### [Task goal]
Omit all images, then return the remaining material exactly as it stands.

-- Start of Data section --

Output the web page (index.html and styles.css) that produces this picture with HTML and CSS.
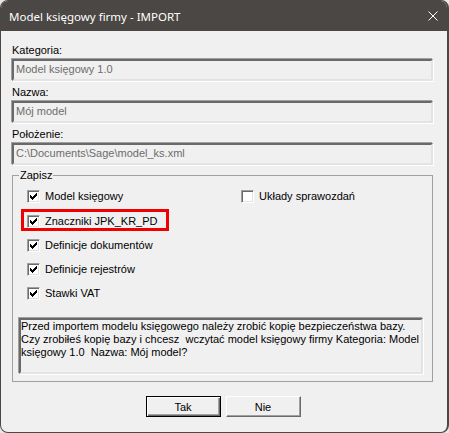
FILE: index.html
```html
<!DOCTYPE html>
<html>
    <head>
        <meta charset="UTF-8">
        <meta name="viewport" content="width=device-width, initial-scale=1">
        <link rel="stylesheet" href="styles.css">
    </head>
    <body>
        <div class="window">
            <div class="titlebar">
                <span class="title">Model księgowy firmy - IMPORT</span>
                <svg class="close" width="10" height="10" viewBox="0 0 10 10">
                    <path d="M0.5 0.5 L9.5 9.5 M9.5 0.5 L0.5 9.5" stroke="#fff" stroke-width="1"/>
                </svg>
            </div>

            <div class="content">
                <div class="fields">
                    <div class="field-row">
                        <div class="label">Kategoria:</div>
                        <div class="input">Model księgowy 1.0</div>
                    </div>
                    <div class="field-row">
                        <div class="label">Nazwa:</div>
                        <div class="input">Mój model</div>
                    </div>
                    <div class="field-row">
                        <div class="label">Położenie:</div>
                        <div class="input">C:\Documents\Sage\model_ks.xml</div>
                    </div>
                </div>

                <fieldset class="group">
                    <legend>Zapisz</legend>
                    <div class="options">
                        <div class="col">
                            <div class="check"><span class="box"><svg width="9" height="9" viewBox="0 0 9 9" shape-rendering="crispEdges"><path d="M1 3h1v3h-1z M2 4h1v3h-1z M3 5h1v3h-1z M4 4h1v3h-1z M5 3h1v3h-1z M6 2h1v3h-1z M7 1h1v3h-1z" fill="#000"/></svg></span>Model księgowy</div>
                            <div class="check marked"><span class="box"><svg width="9" height="9" viewBox="0 0 9 9" shape-rendering="crispEdges"><path d="M1 3h1v3h-1z M2 4h1v3h-1z M3 5h1v3h-1z M4 4h1v3h-1z M5 3h1v3h-1z M6 2h1v3h-1z M7 1h1v3h-1z" fill="#000"/></svg></span>Znaczniki JPK_KR_PD</div>
                            <div class="check"><span class="box"><svg width="9" height="9" viewBox="0 0 9 9" shape-rendering="crispEdges"><path d="M1 3h1v3h-1z M2 4h1v3h-1z M3 5h1v3h-1z M4 4h1v3h-1z M5 3h1v3h-1z M6 2h1v3h-1z M7 1h1v3h-1z" fill="#000"/></svg></span>Definicje dokumentów</div>
                            <div class="check"><span class="box"><svg width="9" height="9" viewBox="0 0 9 9" shape-rendering="crispEdges"><path d="M1 3h1v3h-1z M2 4h1v3h-1z M3 5h1v3h-1z M4 4h1v3h-1z M5 3h1v3h-1z M6 2h1v3h-1z M7 1h1v3h-1z" fill="#000"/></svg></span>Definicje rejestrów</div>
                            <div class="check"><span class="box"><svg width="9" height="9" viewBox="0 0 9 9" shape-rendering="crispEdges"><path d="M1 3h1v3h-1z M2 4h1v3h-1z M3 5h1v3h-1z M4 4h1v3h-1z M5 3h1v3h-1z M6 2h1v3h-1z M7 1h1v3h-1z" fill="#000"/></svg></span>Stawki VAT</div>
                        </div>
                        <div class="col">
                            <div class="check"><span class="box"></span>Układy sprawozdań</div>
                        </div>
                    </div>

                    <div class="message">Przed importem modelu księgowego należy zrobić kopię bezpieczeństwa bazy.<br>Czy zrobiłeś kopię bazy i chcesz&nbsp; wczytać model księgowy firmy Kategoria: Model<br>księgowy 1.0&nbsp; Nazwa: Mój model?</div>
                </fieldset>

                <div class="buttons">
                    <button class="btn default">Tak</button>
                    <button class="btn">Nie</button>
                </div>
            </div>
        </div>
    </body>
</html>
```

FILE: styles.css
```css
html {
    background: #e6e6e6;
}

body {
    margin: 0;
    font-family: "Liberation Sans", Arial, sans-serif;
    font-size: 11px;
    color: #000;
}

* {
    box-sizing: border-box;
}

/* Window frame */
.window {
    width: 449px;
    height: 433px;
    background: #f0f0f0;
    border: 1px solid #4a4744;
    border-right-width: 2px;
    border-radius: 8px;
    overflow: hidden;
    display: flex;
    flex-direction: column;
}

.titlebar {
    height: 30px;
    background: #4a4744;
    display: flex;
    align-items: center;
    justify-content: space-between;
    padding: 0 9px 0 8px;
    flex-shrink: 0;
}

.title {
    font-family: "Noto Sans", sans-serif;
    font-size: 11.5px;
    color: #fff;
}

.close {
    display: block;
}

/* Dialog body */
.content {
    padding: 12px 14px 0 11px;
}

.fields {
    display: flex;
    flex-direction: column;
    gap: 4px;
}

.label {
    height: 14px;
    line-height: 14px;
    margin-bottom: 2px;
    white-space: nowrap;
}

/* Sunken, read-only edit box */
.input,
.message {
    border: 2px solid;
    border-color: #696969 #e3e3e3 #e3e3e3 #696969;
    box-shadow: -1px -1px 0 #a0a0a0, 1px 1px 0 #fff;
    background: #f0f0f0;
}

.input {
    height: 22px;
    line-height: 16px;
    padding: 0 2px;
    color: #6d6d6d;
    white-space: nowrap;
}

/* Group box */
.group {
    margin: 3px 0 0 0;
    padding: 8px 9px 7px 6px;
    border: 1px solid #a0a0a0;
    min-width: 0;
}

.group legend {
    padding: 0 1px;
    margin: 0;
    line-height: 14px;
}

.options {
    display: grid;
    grid-template-columns: 214px 1fr;
    padding-left: 8px;
}

.col {
    display: flex;
    flex-direction: column;
    gap: 11px;
}

.check {
    display: flex;
    align-items: center;
    gap: 5px;
    height: 13px;
    line-height: 13px;
    white-space: nowrap;
}

/* The red highlight frame round one option */
.check.marked {
    align-self: flex-start;
    align-items: flex-end;
    height: 22px;
    border: 3px solid #f00000;
    padding: 0 8px 0 3px;
    margin: -5px 0 -3px -6px;
}

.box {
    width: 13px;
    height: 13px;
    flex-shrink: 0;
    background: #fff;
    border: 1px solid;
    border-color: #a0a0a0 #fff #fff #a0a0a0;
    box-shadow: inset 1px 1px 0 #696969, inset -1px -1px 0 #e3e3e3;
    padding: 1px;
}

.box svg {
    display: block;
}

.message {
    margin: 18px 0 0 0;
    height: 56px;
    line-height: 13px;
    padding: 0;
    white-space: nowrap;
    overflow: hidden;
}

/* Buttons */
.buttons {
    display: flex;
    justify-content: center;
    gap: 5px;
    margin-top: 14px;
    padding-left: 1px;
}

.btn {
    width: 75px;
    height: 21px;
    padding: 0;
    font-family: "Liberation Sans", Arial, sans-serif;
    font-size: 11px;
    color: #000;
    background: #f0f0f0;
    border: 1px solid;
    border-color: #fff #696969 #696969 #fff;
    box-shadow: inset -1px -1px 0 #a0a0a0;
}

.btn.default {
    border-color: #000;
    box-shadow: inset 1px 1px 0 #fff, inset -1px -1px 0 #696969, inset -2px -2px 0 #a0a0a0;
}
```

-- End of Data section --

### [Exercise answer]
Output the web page (index.html and styles.css) that produces this picture with HTML and CSS.
FILE: index.html
```html
<!DOCTYPE html>
<html>
    <head>
        <meta charset="UTF-8">
        <meta name="viewport" content="width=device-width, initial-scale=1">
        <link rel="stylesheet" href="styles.css">
    </head>
    <body>
        <div class="window">
            <div class="titlebar">
                <span class="title">Model księgowy firmy - IMPORT</span>
                <svg class="close" width="10" height="10" viewBox="0 0 10 10">
                    <path d="M0.5 0.5 L9.5 9.5 M9.5 0.5 L0.5 9.5" stroke="#fff" stroke-width="1"/>
                </svg>
            </div>

            <div class="content">
                <div class="fields">
                    <div class="field-row">
                        <div class="label">Kategoria:</div>
                        <div class="input">Model księgowy 1.0</div>
                    </div>
                    <div class="field-row">
                        <div class="label">Nazwa:</div>
                        <div class="input">Mój model</div>
                    </div>
                    <div class="field-row">
                        <div class="label">Położenie:</div>
                        <div class="input">C:\Documents\Sage\model_ks.xml</div>
                    </div>
                </div>

                <fieldset class="group">
                    <legend>Zapisz</legend>
                    <div class="options">
                        <div class="col">
                            <div class="check"><span class="box"><svg width="9" height="9" viewBox="0 0 9 9" shape-rendering="crispEdges"><path d="M1 3h1v3h-1z M2 4h1v3h-1z M3 5h1v3h-1z M4 4h1v3h-1z M5 3h1v3h-1z M6 2h1v3h-1z M7 1h1v3h-1z" fill="#000"/></svg></span>Model księgowy</div>
                            <div class="check marked"><span class="box"><svg width="9" height="9" viewBox="0 0 9 9" shape-rendering="crispEdges"><path d="M1 3h1v3h-1z M2 4h1v3h-1z M3 5h1v3h-1z M4 4h1v3h-1z M5 3h1v3h-1z M6 2h1v3h-1z M7 1h1v3h-1z" fill="#000"/></svg></span>Znaczniki JPK_KR_PD</div>
                            <div class="check"><span class="box"><svg width="9" height="9" viewBox="0 0 9 9" shape-rendering="crispEdges"><path d="M1 3h1v3h-1z M2 4h1v3h-1z M3 5h1v3h-1z M4 4h1v3h-1z M5 3h1v3h-1z M6 2h1v3h-1z M7 1h1v3h-1z" fill="#000"/></svg></span>Definicje dokumentów</div>
                            <div class="check"><span class="box"><svg width="9" height="9" viewBox="0 0 9 9" shape-rendering="crispEdges"><path d="M1 3h1v3h-1z M2 4h1v3h-1z M3 5h1v3h-1z M4 4h1v3h-1z M5 3h1v3h-1z M6 2h1v3h-1z M7 1h1v3h-1z" fill="#000"/></svg></span>Definicje rejestrów</div>
                            <div class="check"><span class="box"><svg width="9" height="9" viewBox="0 0 9 9" shape-rendering="crispEdges"><path d="M1 3h1v3h-1z M2 4h1v3h-1z M3 5h1v3h-1z M4 4h1v3h-1z M5 3h1v3h-1z M6 2h1v3h-1z M7 1h1v3h-1z" fill="#000"/></svg></span>Stawki VAT</div>
                        </div>
                        <div class="col">
                            <div class="check"><span class="box"></span>Układy sprawozdań</div>
                        </div>
                    </div>

                    <div class="message">Przed importem modelu księgowego należy zrobić kopię bezpieczeństwa bazy.<br>Czy zrobiłeś kopię bazy i chcesz&nbsp; wczytać model księgowy firmy Kategoria: Model<br>księgowy 1.0&nbsp; Nazwa: Mój model?</div>
                </fieldset>

                <div class="buttons">
                    <button class="btn default">Tak</button>
                    <button class="btn">Nie</button>
                </div>
            </div>
        </div>
    </body>
</html>
```

FILE: styles.css
```css
html {
    background: #e6e6e6;
}

body {
    margin: 0;
    font-family: "Liberation Sans", Arial, sans-serif;
    font-size: 11px;
    color: #000;
}

* {
    box-sizing: border-box;
}

/* Window frame */
.window {
    width: 449px;
    height: 433px;
    background: #f0f0f0;
    border: 1px solid #4a4744;
    border-right-width: 2px;
    border-radius: 8px;
    overflow: hidden;
    display: flex;
    flex-direction: column;
}

.titlebar {
    height: 30px;
    background: #4a4744;
    display: flex;
    align-items: center;
    justify-content: space-between;
    padding: 0 9px 0 8px;
    flex-shrink: 0;
}

.title {
    font-family: "Noto Sans", sans-serif;
    font-size: 11.5px;
    color: #fff;
}

.close {
    display: block;
}

/* Dialog body */
.content {
    padding: 12px 14px 0 11px;
}

.fields {
    display: flex;
    flex-direction: column;
    gap: 4px;
}

.label {
    height: 14px;
    line-height: 14px;
    margin-bottom: 2px;
    white-space: nowrap;
}

/* Sunken, read-only edit box */
.input,
.message {
    border: 2px solid;
    border-color: #696969 #e3e3e3 #e3e3e3 #696969;
    box-shadow: -1px -1px 0 #a0a0a0, 1px 1px 0 #fff;
    background: #f0f0f0;
}

.input {
    height: 22px;
    line-height: 16px;
    padding: 0 2px;
    color: #6d6d6d;
    white-space: nowrap;
}

/* Group box */
.group {
    margin: 3px 0 0 0;
    padding: 8px 9px 7px 6px;
    border: 1px solid #a0a0a0;
    min-width: 0;
}

.group legend {
    padding: 0 1px;
    margin: 0;
    line-height: 14px;
}

.options {
    display: grid;
    grid-template-columns: 214px 1fr;
    padding-left: 8px;
}

.col {
    display: flex;
    flex-direction: column;
    gap: 11px;
}

.check {
    display: flex;
    align-items: center;
    gap: 5px;
    height: 13px;
    line-height: 13px;
    white-space: nowrap;
}

/* The red highlight frame round one option */
.check.marked {
    align-self: flex-start;
    align-items: flex-end;
    height: 22px;
    border: 3px solid #f00000;
    padding: 0 8px 0 3px;
    margin: -5px 0 -3px -6px;
}

.box {
    width: 13px;
    height: 13px;
    flex-shrink: 0;
    background: #fff;
    border: 1px solid;
    border-color: #a0a0a0 #fff #fff #a0a0a0;
    box-shadow: inset 1px 1px 0 #696969, inset -1px -1px 0 #e3e3e3;
    padding: 1px;
}

.box svg {
    display: block;
}

.message {
    margin: 18px 0 0 0;
    height: 56px;
    line-height: 13px;
    padding: 0;
    white-space: nowrap;
    overflow: hidden;
}

/* Buttons */
.buttons {
    display: flex;
    justify-content: center;
    gap: 5px;
    margin-top: 14px;
    padding-left: 1px;
}

.btn {
    width: 75px;
    height: 21px;
    padding: 0;
    font-family: "Liberation Sans", Arial, sans-serif;
    font-size: 11px;
    color: #000;
    background: #f0f0f0;
    border: 1px solid;
    border-color: #fff #696969 #696969 #fff;
    box-shadow: inset -1px -1px 0 #a0a0a0;
}

.btn.default {
    border-color: #000;
    box-shadow: inset 1px 1px 0 #fff, inset -1px -1px 0 #696969, inset -2px -2px 0 #a0a0a0;
}
```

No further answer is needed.